The official said three individuals have so far been arrested over their suspected involvement in the Sunday attack, which took place in central Syria’s Palmyra region.
Syrian President Ahmed al-Sharaa sent a message of condolences to his US counterpart Donald Trump, expressing his country’s “solidarity with the victims’ families”.
Syrian authorities had earlier said that the perpetrator was a member of the security forces who was due to be fired today for his “extremist Islamist ideas”, Interior Ministry spokesman Noureddine al-Baba told state television.
A Syrian security official told AFP today that “11 members of the general security forces were arrested and brought in for questioning after the attack”.
The security official, who spoke on condition of anonymity, said the gunman had belonged to the security forces “for more than 10 months and was posted to several cities before being transferred to Palmyra”.
Palmyra, home to Unesco-listed ancient ruins, was controlled by Isis at the height of its territorial expansion in Syria.
‘Serious retaliation’
The incident is the first of its kind to be reported since Islamist-led forces overthrew longtime Syrian ruler Bashar al-Assad in December last year and rekindled the country’s ties with the US.
Trump vowed “very serious retaliation” following yesterday’s attack.
A Syrian military official who requested anonymity said yesterday that the shots were fired “during a meeting between Syrian and American officers” at a Syrian base in Palmyra.
However, a Pentagon official speaking on condition of anonymity told AFP that the attack “took place in an area where the Syrian President does not have control”.
In a statement today, the Syrian Interior Ministry said that an Isis member had “infiltrated” the meeting before carrying out the attack.

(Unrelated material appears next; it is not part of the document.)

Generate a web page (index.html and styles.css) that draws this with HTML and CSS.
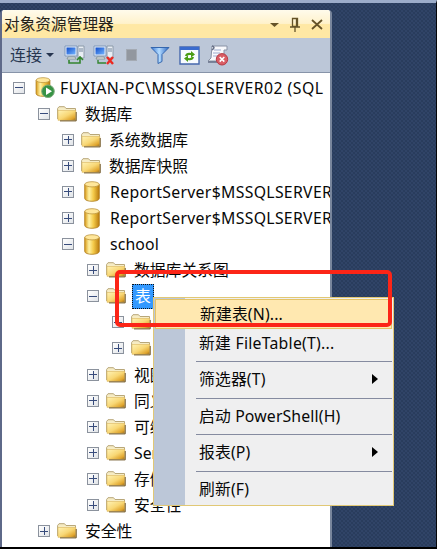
FILE: index.html
```
<!DOCTYPE html>
<html lang="zh-CN">
<head>
<meta charset="utf-8">
<title>对象资源管理器</title>
<link rel="stylesheet" href="styles.css">
</head>
<body>
<svg width="0" height="0" class="defs" aria-hidden="true">
  <defs>
    <linearGradient id="gold" x1="0" y1="0" x2="1" y2="1"><stop offset="0" stop-color="#fff3b5"/><stop offset=".5" stop-color="#f8d775"/><stop offset=".82" stop-color="#e0a52d"/><stop offset="1" stop-color="#94641a"/></linearGradient>
    <linearGradient id="drum" x1="0" x2="1"><stop offset="0" stop-color="#d99b18"/><stop offset=".3" stop-color="#fff2a4"/><stop offset=".6" stop-color="#f4ca49"/><stop offset="1" stop-color="#b97b0d"/></linearGradient>
    <linearGradient id="screen" x1="0" y1="0" x2="1" y2="1"><stop offset="0" stop-color="#124cc9"/><stop offset="1" stop-color="#71b4ff"/></linearGradient>
    <linearGradient id="cone" x1="0" x2="1"><stop offset="0" stop-color="#3675d4"/><stop offset=".45" stop-color="#b4dcff"/><stop offset="1" stop-color="#2a63bf"/></linearGradient>
    <symbol id="folder" viewBox="0 0 21 16"><path d="M.6 13V2.5L2 .7h5.5L9 2.5h9.5v3" fill="#f6ecc4" stroke="#b8a779"/><path d="M1 4.5h17.8v9.8H1z" fill="url(#gold)" stroke="#dcb75e" stroke-width=".6"/><path d="M3 14.9h16.2V6" fill="none" stroke="#6d5426" stroke-width="1"/></symbol>
    <symbol id="db" viewBox="0 0 16 21"><path d="M.7 3.3v14c0 4 14.6 4 14.6 0v-14" fill="url(#drum)" stroke="#ad7b1c" stroke-width=".8"/><ellipse cx="8" cy="3.3" rx="7.2" ry="2.6" fill="#ffe79b" stroke="#bc963e" stroke-width=".8"/></symbol>
    <symbol id="pc" viewBox="0 0 22 20"><path d="M14 1h6v12h-6z" fill="#e9eef4" stroke="#8c9aa9"/><path d="M15 4h4M15 6h4" stroke="#74879d"/><path d="M1 1h12v10H1z" fill="#e7effa" stroke="#8199ba"/><path d="M2.5 2.5h9v7h-9z" fill="url(#screen)"/><path d="M4 12h7l1 2H3z" fill="#f3f3f3" stroke="#899"/></symbol>
  </defs>
</svg>
<div class="desktop">
  <section class="panel">
    <header class="title"><span>对象资源管理器</span>
      <svg class="controls" width="56" height="18" viewBox="0 0 56 18" fill="none" stroke="#655328"><path d="M1 7h9l-4.5 4z" fill="#655328" stroke="none"/><path d="M23.5 2.5h5v8h-5zM27.5 2.5v8M21 11h10M26 11v5" stroke-width="1.3"/><path d="M43 4l10 9M53 4l-10 9" stroke-width="1.8"/></svg>
    </header>
    <div class="toolbar"><span>连接</span><i class="caret"></i>
      <svg class="tool connect" viewBox="0 0 22 20"><use href="#pc" width="22" height="20"/><path d="M5 15v3h11v-5M13 15l3-3 3 3" fill="none" stroke="#33852f" stroke-width="1.6"/></svg>
      <svg class="tool disconnect" viewBox="0 0 22 20"><use href="#pc" width="22" height="20"/><path d="M5 15v3h8" fill="none" stroke="#33852f" stroke-width="1.4"/><path d="M14 12l6 7M20 12l-6 7" stroke="#ec2921" stroke-width="2.4"/></svg>
      <i class="stop"></i>
      <svg class="tool filter" viewBox="0 0 20 18"><path d="M1 1.5h18l-7 7v7l-4 2v-9z" fill="url(#cone)" stroke="#3567ae"/></svg>
      <svg class="tool refresh" viewBox="0 0 21 19"><path d="M1 1h19v17H1z" fill="#f8fbff" stroke="#4668ad" stroke-width="1.4"/><path d="M1 1h19v3H1z" fill="#3a6bce"/><path d="M6 10q1-4 6-3V5l4 3.5-4 3V9q-3-.5-4 1zM15 11q-1 4-6 3v2l-4-3.5 4-3V12q3 .5 4-1z" fill="#4a9c15"/></svg>
      <svg class="tool script" viewBox="0 0 22 21"><path d="M5 1h15v4h-3v11H1l3-3z" fill="#f8f9fc" stroke="#8992a5"/><path d="M5 1q4 1 0 4M1 17h12" fill="none" stroke="#666f86" stroke-width="1.5"/><path d="M7 5h7M6 8h7M6 11h5" stroke="#9daace"/><circle cx="15" cy="14.3" r="5.7" fill="#d95d65" stroke="#b83a44"/><path d="M12.7 12l4.6 4.6m0-4.6l-4.6 4.6" stroke="#fff" stroke-width="1.6"/></svg>
    </div>
    <div class="tree">
      <div class="row l0"><i class="box minus"></i><svg class="icon server" viewBox="0 0 21 22"><use href="#db" width="16" height="20" x="1"/><circle cx="14" cy="14.3" r="6.3" fill="#379345" stroke="#82ad80"/><path d="M12 10.5l6 3.8-6 3.8z" fill="#fff"/></svg><span class="server-name">FUXIAN-PC\MSSQLSERVER02 (SQL</span></div>
      <div class="row l1"><i class="box minus"></i><svg class="icon"><use href="#folder"/></svg><span>数据库</span></div>
      <div class="row l2"><i class="box"></i><svg class="icon"><use href="#folder"/></svg><span>系统数据库</span></div>
      <div class="row l2"><i class="box"></i><svg class="icon"><use href="#folder"/></svg><span>数据库快照</span></div>
      <div class="row l2"><i class="box"></i><svg class="icon db"><use href="#db"/></svg><span class="report">ReportServer$MSSQLSERVER</span></div>
      <div class="row l2"><i class="box"></i><svg class="icon db"><use href="#db"/></svg><span class="report">ReportServer$MSSQLSERVER</span></div>
      <div class="row l2"><i class="box minus"></i><svg class="icon db"><use href="#db"/></svg><span class="school">school</span></div>
      <div class="row l3"><i class="box"></i><svg class="icon"><use href="#folder"/></svg><span>数据库关系图</span></div>
      <div class="row l3"><i class="box minus"></i><svg class="icon"><use href="#folder"/></svg><span class="selected">表</span></div>
      <div class="row l4"><i class="box"></i><svg class="icon"><use href="#folder"/></svg></div>
      <div class="row l4"><i class="box"></i><svg class="icon"><use href="#folder"/></svg></div>
      <div class="row l3"><i class="box"></i><svg class="icon"><use href="#folder"/></svg><span>视图</span></div>
      <div class="row l3"><i class="box"></i><svg class="icon"><use href="#folder"/></svg><span>同义词</span></div>
      <div class="row l3"><i class="box"></i><svg class="icon"><use href="#folder"/></svg><span>可编程性</span></div>
      <div class="row l3"><i class="box"></i><svg class="icon"><use href="#folder"/></svg><span>Service</span></div>
      <div class="row l3"><i class="box"></i><svg class="icon"><use href="#folder"/></svg><span>存储</span></div>
      <div class="row l3"><i class="box"></i><svg class="icon"><use href="#folder"/></svg><span>安全性</span></div>
      <div class="row l1"><i class="box"></i><svg class="icon"><use href="#folder"/></svg><span>安全性</span></div>
    </div>
  </section>
  <div class="menu">
    <div class="item active"><span>新建表(N)...</span></div>
    <div class="item second"><span>新建 FileTable(T)...</span></div>
    <div class="item"><span>筛选器(T)</span><i class="arrow"></i></div>
    <div class="item"><span>启动 PowerShell(H)</span></div>
    <div class="item"><span>报表(P)</span><i class="arrow"></i></div>
    <div class="item"><span>刷新(F)</span></div>
  </div>
  <div class="marker"></div>
</div>
</body>
</html>
```
FILE: styles.css
```
* { box-sizing: border-box; }
body { margin: 0; overflow: hidden; font: 16px/26px "Noto Sans", "Noto Sans CJK SC", sans-serif; color: #080808; }
.defs { position: absolute; }
.desktop { position: relative; width: 437px; height: 549px; padding-top: 7px; overflow: hidden; border-top: 3px solid #9cadca; border-right: 1px solid #050609; border-bottom: 2px solid #000; background-color: #304467; background-image: radial-gradient(circle, #293c5d 0 .7px, transparent 1px), radial-gradient(circle, #293c5d 0 .7px, transparent 1px); background-size: 4px 4px; background-position: 0 0, 2px 2px; }
.panel { width: 332px; height: 537px; border-left: 2px solid #5e6989; border-right: 2px solid #79869c; border-radius: 4px 4px 0 0; background: #fff; overflow: hidden; }
.title { height: 28px; display: flex; align-items: center; justify-content: space-between; padding: 0 5px 0 2px; background: linear-gradient(#fffbec, #fff2cb 48%, #ffe8a4 52%, #ffe8a4); white-space: nowrap; color: #26231b; }
.title span { font-size: 15.7px; }
.controls { flex: none; margin-top: 1px; }
.toolbar { height: 35px; display: flex; align-items: center; padding-left: 8px; background: #bcc7d8; border-bottom: 1px solid #8794a9; color: #26354f; }
.toolbar span { font-size: 16px; }
.caret { margin-left: 4px; border: 4px solid transparent; border-top-color: #26354f; border-bottom: 0; }
.tool { flex: none; }
.connect { width: 22px; height: 20px; margin-left: 10px; }
.disconnect { width: 22px; height: 20px; margin-left: 7px; }
.stop { width: 11px; height: 12px; margin-left: 11px; background: #92979f; border: 1px solid #a4aab3; }
.filter { width: 20px; height: 18px; margin-left: 13px; }
.refresh { width: 21px; height: 19px; margin-left: 9px; }
.script { width: 22px; height: 21px; margin-left: 7px; }
.tree { padding-top: 1.5px; }
.row { height: 26.1px; display: flex; align-items: center; white-space: nowrap; }
.row > * { flex: none; }
.row > span { margin-left: 7px; font-size: 15.8px; }
.l0 { padding-left: 11px; }
.l1 { padding-left: 36px; }
.l2 { padding-left: 60px; }
.l3 { padding-left: 85px; }
.l4 { padding-left: 110px; }
.box { width: 12px; height: 12px; border: 1px solid #8b929d; background: linear-gradient(#384c7c, #384c7c) center / 8px 1px no-repeat, linear-gradient(#384c7c, #384c7c) center / 1px 8px no-repeat, linear-gradient(135deg, #fff, #e1e4e8); }
.minus { background: linear-gradient(#384c7c, #384c7c) center / 8px 1px no-repeat, linear-gradient(135deg, #fff, #e1e4e8); }
.icon { width: 21px; height: 16px; margin-left: 7px; }
.icon.db { width: 16px; height: 21px; margin: 0 3px 0 10px; }
.icon.server { width: 21px; height: 22px; margin-left: 9px; }
.row > .server-name { margin-left: 5px; letter-spacing: .45px; }
.row > .report { letter-spacing: .32px; }
.row > .school { letter-spacing: .15px; }
.row > .selected { height: 25px; padding: 0 2px; margin-left: 5px; line-height: 23px; background: #3399ff; color: #fff; border: 1px dotted #111; }
.menu { position: absolute; left: 153px; top: 294px; width: 241px; height: 209px; padding: 1px; border: 1px solid #e1c875; background: linear-gradient(90deg, #bcc7d8 31px, #efeff0 31px); }
.item { height: 36.6px; display: flex; align-items: center; justify-content: space-between; padding: 0 14px 1px 3px; margin-left: 41px; border-top: 1px solid #858ba0; white-space: nowrap; }
.item span { font-size: 15.8px; letter-spacing: .15px; }
.item.active { height: 30px; margin-left: 0; padding-left: 44px; border: 1px solid #e5c365; background: #ffe8b0; }
.item.second { height: 32px; padding-bottom: 5px; border-top: 0; }
.item.second span { letter-spacing: .25px; }
.arrow { border: 5px solid transparent; border-left: 6px solid #000; border-right: 0; }
.marker { position: absolute; left: 115px; top: 267px; width: 277px; height: 57px; border: 4px solid #fc2517; border-radius: 5px; }
```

US envoy to Syria Tom Barrack said the attack only “reinforces” the US strategy to “enable capable Syrian partners ... to hunt down Isis networks, deny them safe haven, and prevent their resurgence”.
In a phone call with his US counterpart Marco Rubio, Syrian Foreign Minister Asaad al-Shaibani offered condolences and said the attack presented “a new challenge in the fight against terrorism”.
Pentagon spokesman Sean Parnell said the soldiers “were conducting a key leader engagement” in support of counter-terrorism operations when the attack occurred.
Trump called the incident “an Isis attack against the US, and Syria, in a very dangerous part of Syria”.
He said the three other US troops wounded in the incident were “doing well”.
The official Sana news agency said the attack also wounded two members of the Syrian security forces.
In an interview on state television Baba said there had been “prior warnings from the internal security command to allied forces in the desert region”.
“The international coalition forces did not take the Syrian warnings of a possible Isis infiltration into consideration,” he said.
Today, the Syrian Interior Ministry and Sana said gunmen shot dead four members of the ministry’s road security department in the northwestern Idlib province.
There was no indication whether the incident was related to yesterday’s attack.
Isis seized swathes of Syrian and Iraqi territory in 2014 during Syria’s civil war, before being territorially defeated in the country five years later.
Its fighters nonetheless still maintain a presence, particularly in Syria’s vast desert.
Last month, during Sharaa’s historic visit to Washington, Damascus formally joined the US-led global coalition against Isis.